By Tom Breihan, Monday, Nov. 26 2007 @ 6:36PM

Bad popcorn
The title to this post is totally, utterly misleading because I didn't learn anything watching I'm Not There: not about Bob Dylan, not about myself, not about the Dylan myth. In fact, the act of watching the movie felt almost like an afterthought. You probably know all the relevant facts about the movie already: rather than making anything resembling a straight biopic, Todd Haynes split the multitudinous Dylan myth into six component parts, turned each of those parts into a separate character, and went on a stunt-casting binge to find the right actors for those characters: Cate Blanchett plays the mid-60s Don't Look Back press-hating trickster version of Dylan, for instance, and a little black kid named Marcus Carl Franklin plays the rootless fabulist Dylan who fixated so hard on Woody Guthrie that he tried to become the guy. All those different Dylans have their own names, and no one in the movie ever utters the phrase "Bob Dylan." Haynes has done this sort of free-associative film-essay on his musical heroes before, but even Velvet Goldmine, which I loved, is as linear as a Mentos commercial compared to I'm Not There.
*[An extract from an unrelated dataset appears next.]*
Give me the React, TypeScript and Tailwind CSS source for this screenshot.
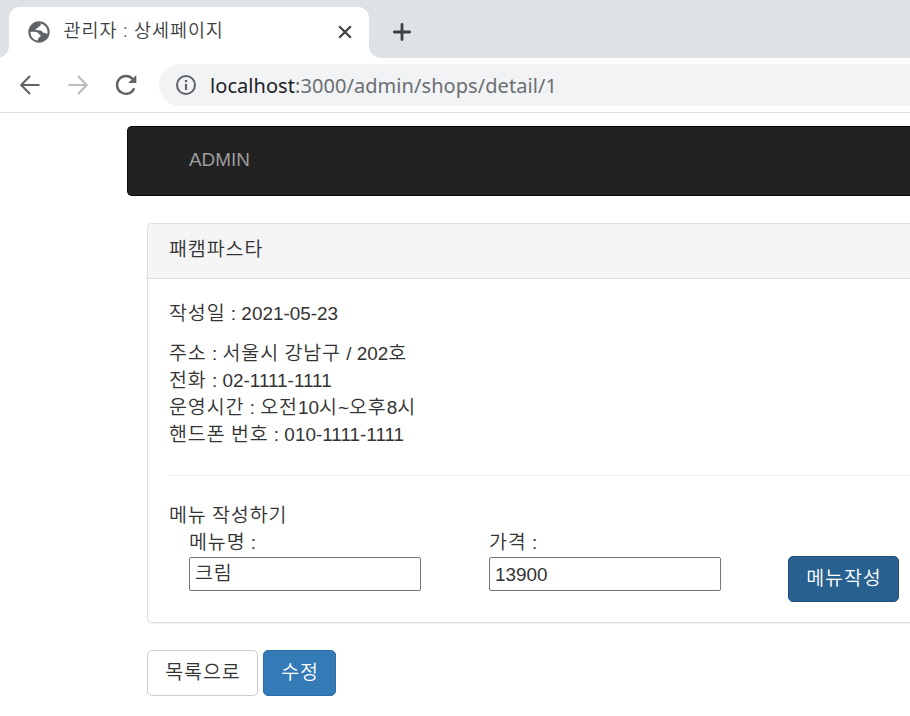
import React from 'react';

const HANGUL = /([\uac00-\ud7a3]+)/;

function Ko({ text, track = 'text-[19.5px] tracking-[0.93px] leading-none' }: { text: string; track?: string }) {
  return (
    <>
      {text.split(HANGUL).map((part, i) =>
        HANGUL.test(part) ? (
          <span key={i} className={track}>{part}</span>
        ) : (
          <React.Fragment key={i}>{part}</React.Fragment>
        ),
      )}
    </>
  );
}

function GlobeIcon() {
  return (
    <svg viewBox="0 0 22 22" className="h-[22px] w-[22px] shrink-0">
      <circle cx="11" cy="11" r="10.7" fill="#5f6368" />
      <path
        d="M2.5 10.9 C5 10.6 8.2 10.6 9.6 11.6 C10.8 12.4 10.6 13.6 12.4 13.8 C13 15.4 12.2 16.4 10.4 16.8 C10 17.6 10.4 18.6 9.8 19.5 C5.4 19 2.3 15.2 2.5 10.9Z"
        fill="#fff"
      />
      <path
        d="M12.4 2.4 C13.6 4.2 12.4 5.4 10.4 5.4 C10.4 7 9.4 7.4 7.8 7.6 C7.2 8.8 8.2 9.5 10 9.3 C12.6 9 14.6 9.8 14.8 11.8 C16.8 11.4 18.4 12.2 19.2 13.6 C20.8 8.6 17.4 3.2 12.4 2.4Z"
        fill="#fff"
      />
    </svg>
  );
}

function TabStrip() {
  return (
    <div className="flex h-[58px] items-end bg-[#dee1e6]">
      <div className="h-3 w-[9px] overflow-hidden bg-white">
        <div className="-ml-[3px] h-3 w-3 rounded-br-[12px] bg-[#dee1e6]" />
      </div>
      <div className="flex h-[51px] w-[360px] items-center rounded-t-[11px] bg-white pb-[2px] pl-[19px] pr-[17px]">
        <GlobeIcon />
        <span className="relative -top-[2px] ml-[13.5px] whitespace-pre font-['Noto_Sans','Noto_Sans_CJK_KR',sans-serif] text-[18.5px] font-[350] leading-6 tracking-[0.8px] text-[#3c4043]">
          <Ko text="관리자 : 상세페이지" track="tracking-[0.95px]" />
        </span>
        <svg viewBox="0 0 14 14" className="ml-auto h-[14px] w-[14px]" stroke="#3c4043" strokeWidth="2.2">
          <path d="M1.2 1.2 12.8 12.8M12.8 1.2 1.2 12.8" />
        </svg>
      </div>
      <div className="h-3 w-3 bg-white">
        <div className="h-3 w-3 rounded-bl-[12px] bg-[#dee1e6]" />
      </div>
      <svg viewBox="0 0 18 18" className="mb-[17px] ml-3 h-[18px] w-[18px]" stroke="#3c4043" strokeWidth="2.8" strokeLinecap="round">
        <path d="M9 1.4V16.6M1.4 9H16.6" />
      </svg>
    </div>
  );
}

function Toolbar() {
  return (
    <div className="flex h-[55px] items-center border-b border-[#dadce0] bg-white pl-5">
      <svg viewBox="0 0 20 20" className="-mt-px h-5 w-5" fill="none" stroke="#5f6368" strokeWidth="2.2">
        <path d="M19.5 10H2M10 1 1.2 10 10 19" />
      </svg>
      <svg viewBox="0 0 20 20" className="-mt-px ml-7 h-5 w-5" fill="none" stroke="#babcbe" strokeWidth="2.2">
        <path d="M0.5 10H18M10 1 18.8 10 10 19" />
      </svg>
      <svg viewBox="0 0 22 22" className="-mt-px ml-[27px] h-[22px] w-[22px]" fill="none" stroke="#5f6368" strokeWidth="2.4">
        <path d="M19.2 14.2A8.9 8.9 0 1 1 17.6 5" />
        <path d="M21.3 1V9H13.2Z" fill="#5f6368" stroke="none" />
      </svg>
      <div className="ml-[22px] flex h-[42px] grow items-center rounded-l-full bg-[#f1f3f4] pl-[17px]">
        <svg viewBox="0 0 20 20" className="h-5 w-5" fill="none" stroke="#5f6368" strokeWidth="2">
          <circle cx="10" cy="10" r="9" />
          <path d="M10 9V15M10 5V7.2" strokeWidth="2.2" />
        </svg>
        <span className="ml-[14px] mt-px whitespace-nowrap font-['Noto_Sans',sans-serif] text-[20px] font-normal leading-6 tracking-[0.06px] text-[#6b6e72]">
          <span className="text-[#202124]">localhost</span>:3000/admin/shops/detail/1
        </span>
      </div>
    </div>
  );
}

function Field({ label, value }: { label: string; value: string }) {
  return (
    <label className="flex w-[300px] flex-col">
      <span><Ko text={label} /></span>
      <span className="mt-px flex h-[34px] w-[232px] items-center whitespace-pre rounded-[2px] border border-[#767676] bg-white pl-[5px]">
        <Ko text={value} />
      </span>
    </label>
  );
}

export default function App() {
  return (
    <div className="h-[716px] w-[910px] overflow-hidden bg-white font-['Liberation_Sans','Noto_Sans_CJK_KR',sans-serif] text-[18.9px] font-[350] leading-[27px] text-[#333]">
      <TabStrip />
      <Toolbar />
      <main className="flex flex-col pt-[13px]">
        <nav className="ml-[127px] flex h-[70px] items-center rounded-l-[5px] border border-r-0 border-[#080808] bg-[#222] pb-[3px] pl-[61px] text-[#9d9d9d]">
          ADMIN
        </nav>
        <section className="ml-[147px] mt-[27px] h-[400px] rounded-l-[5px] border border-r-0 border-[#ddd] bg-white shadow-[0_1px_1px_rgba(0,0,0,0.05)]">
          <h1 className="h-[55px] rounded-tl-[4px] border-b border-[#ddd] bg-[#f5f5f5] pl-[21px] pt-[12px]">
            <Ko text="패캠파스타" />
          </h1>
          <div className="whitespace-pre pl-[21px] pt-[21px]">
            <p><Ko text="작성일 : 2021-05-23" /></p>
            <div className="mt-[13px]">
              <p><Ko text="주소 : 서울시 강남구 / 202호" /></p>
              <p><Ko text="전화 : 02-1111-1111" /></p>
              <p><Ko text="운영시간 : 오전10시~오후8시" /></p>
              <p><Ko text="핸드폰 번호 : 010-1111-1111" /></p>
            </div>
            <hr className="mb-[26px] mt-[27px] border-[#eee]" />
            <p><Ko text="메뉴 작성하기" /></p>
            <form className="flex pl-5">
              <Field label="메뉴명 :" value="크림" />
              <Field label="가격 :" value="13900" />
              <button type="button" className="-ml-px mt-[27px] h-[46px] w-[111px] rounded-[5px] border border-[#204d74] bg-[#286090] pb-[2px] pl-px text-white">
                <Ko text="메뉴작성" />
              </button>
            </form>
          </div>
        </section>
        <div className="ml-[147px] mt-[27px] flex gap-[5px]">
          <button type="button" className="h-[46px] w-[111px] rounded-[5px] border border-[#ccc] bg-white pb-px pl-px">
            <Ko text="목록으로" />
          </button>
          <button type="button" className="h-[46px] w-[73px] rounded-[5px] border border-[#2e6da4] bg-[#337ab7] pb-px pl-px text-white">
            <Ko text="수정" />
          </button>
        </div>
      </main>
    </div>
  );
}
Haynes could've just as well invented three or ten or 136 separate Dylans, and the effect would've been basically the same. He releases his various free-floating Dylans into a miasmic anti-narrative, and it never becomes entirely clear whether all these various Dylans occupy the same world. The Heath Ledger Dylan is an actor who portrays the Christian Bale Dylan, for instance, and the Marcus Carl Franklin Dylan turns up in what I guess was a dream of the Heath Ledger Dylan's wife. "Mystery is a traditional fact," the Cate Blanchett Dylan argues near the end of the movie, and the movie takes him on his word. Haynes never tries to pin Dylan down the way biopics generally do; instead, he celebrates Dylan's elusiveness by making a deeply elusive movie. The problem is that I'm Not There is so elusive that it's barely a movie; instead, it's a collection of riffs, and 135 minutes of cinematic riffs is too much.